Friday 7 May 2010

Films

When I was a kid I went to the cinema a few evenings a week and again on Saturday morning when it was full of kids of all ages up to about 13; they showed a cartoon or two, a "main feature" - usually one of the B pictures shown in the week (which I had already seen!) - and a serial: Flash Gordon or Buck Jones or The Lone Ranger. We never knew who had directed these films. I doubt in those days if anyone knew. Directors' names were not known. Maybe you'd see the name on the screen at the start of the film but you took no notice of it. When you went to see a film you went because you liked the actor or because someone had told you it was good. The newspapers' reviews, if there were any, weren't read. I doubt if most people knew the name Alfred Hitchcock.
Then something happened. In France. The New Wave of critics and film makers came along and began talking and writing about directors as creative artists. Indeed it was in France that Hitchcock became revered first. Then gangster films were glorified - "Film Noire" became the descriptive term for them, surely coming from the New Wave gang.
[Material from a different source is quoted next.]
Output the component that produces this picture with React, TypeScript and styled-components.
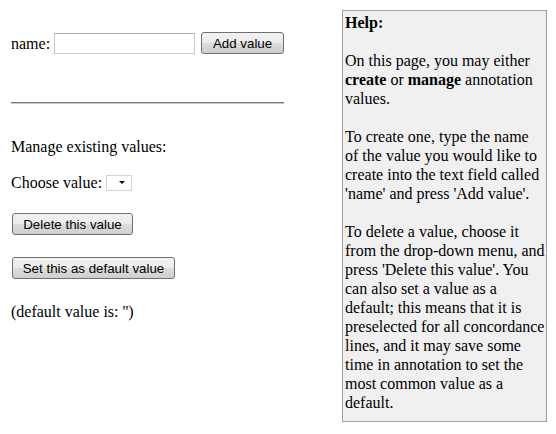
import React from "react";
import styled, { createGlobalStyle } from "styled-components";

const Global = createGlobalStyle`
  html, body { margin: 0; padding: 0; background: #ffffff; }
  body {
    font-family: "Liberation Serif", "Times New Roman", serif;
    font-size: 16px;
    line-height: 19px;
    color: #000000;
  }
`;

const Page = styled.div`
  display: flex;
  align-items: flex-start;
  padding: 10px 0 0 11px;
`;

const Main = styled.div`
  width: 273px;
  display: flex;
  flex-direction: column;
  padding-top: 22px;
`;

const FormRow = styled.div`
  display: flex;
  align-items: center;
  height: 22px;
`;

const Label = styled.span`
  margin-right: 4px;
`;

const TextInput = styled.input`
  box-sizing: border-box;
  width: 141px;
  height: 21px;
  margin: 0 6px 0 0;
  border: 1px solid #c8c8c8;
  border-top-color: #abadb3;
  background: #ffffff;
  padding: 0 2px;
  font: 13px "Liberation Sans", Arial, sans-serif;
`;

const Button = styled.button<{ $w: number }>`
  box-sizing: border-box;
  width: ${(p) => p.$w}px;
  height: 22px;
  margin: 0;
  padding: 0;
  border: 1px solid #707070;
  border-radius: 3px;
  background: linear-gradient(#f2f2f2 0%, #ebebeb 50%, #dddddd 51%, #cfcfcf 100%);
  font: 13.33px "Liberation Sans", Arial, sans-serif;
  color: #000000;
  text-align: center;
  white-space: nowrap;
`;

const Rule = styled.div`
  height: 0;
  margin-top: 48px;
  border-top: 1px solid #7a7a7a;
  border-bottom: 1px solid #c8c8c8;
`;

const Line = styled.div<{ $top: number }>`
  margin-top: ${(p) => p.$top}px;
  display: flex;
  align-items: center;
  height: 19px;
`;

const Select = styled.div`
  box-sizing: border-box;
  width: 26px;
  height: 16px;
  margin-left: 4px;
  border: 1px solid #d4d4d4;
  background: #ffffff;
  display: flex;
  align-items: center;
  justify-content: flex-end;
  padding-right: 6px;
`;

const Arrow = styled.span`
  width: 0;
  height: 0;
  border-left: 3px solid transparent;
  border-right: 3px solid transparent;
  border-top: 3px solid #000000;
`;

const ButtonRow = styled.div<{ $top: number }>`
  margin-top: ${(p) => p.$top}px;
  padding-left: 1px;
  display: flex;
`;

const Help = styled.div`
  box-sizing: border-box;
  width: 205px;
  height: 412px;
  margin-left: 58px;
  border: 1px solid #a0a0a0;
  background: #f0f0f0;
  padding: 2px 0 0 2px;
  white-space: nowrap;
`;

const HelpTitle = styled.div`
  font-weight: bold;
`;

const Para = styled.p`
  margin: 19px 0 0 0;
`;

export default function App() {
  return (
    <>
      <Global />
      <Page>
        <Main>
          <FormRow>
            <Label>name:</Label>
            <TextInput type="text" />
            <Button $w={84}>Add value</Button>
          </FormRow>
          <Rule />
          <Line $top={33}>Manage existing values:</Line>
          <Line $top={17}>
            Choose value:
            <Select>
              <Arrow />
            </Select>
          </Line>
          <ButtonRow $top={21}>
            <Button $w={121}>Delete this value</Button>
          </ButtonRow>
          <ButtonRow $top={22}>
            <Button $w={163}>Set this as default value</Button>
          </ButtonRow>
          <Line $top={23}>(default value is: '')</Line>
        </Main>
        <Help>
          <HelpTitle>Help:</HelpTitle>
          <Para>
            On this page, you may either
            <br />
            <b>create</b> or <b>manage</b> annotation
            <br />
            values.
          </Para>
          <Para>
            To create one, type the name
            <br />
            of the value you would like to
            <br />
            create into the text field called
            <br />
            'name' and press 'Add value'.
          </Para>
          <Para>
            To delete a value, choose it
            <br />
            from the drop-down menu, and
            <br />
            press 'Delete this value'. You
            <br />
            can also set a value as a
            <br />
            default; this means that it is
            <br />
            preselected for all concordance
            <br />
            lines, and it may save some
            <br />
            time in annotation to set the
            <br />
            most common value as a
            <br />
            default.
          </Para>
        </Help>
      </Page>
    </>
  );
}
I'm not sure the same sort of trend is relevant today because there are so many directors out there who are technically brilliant. I have seen four or five excellent films over the past decade or so which are brilliant in most respects for their scripts. Get a good script, maybe, and anyone with any feeling could direct it.
That's a bit of a simplicity maybe but directors these days don't seem to have a particular style about which you can say that his second or third films are examples of it. Good directors like Ridley Scott do such variable work. The director of "The Usual Suspects" has not made a better film yet (he had a superb script for that film).
But against this I have to say that Roman Polanski's latest film "The Ghost" shows he hasn't lost his touch.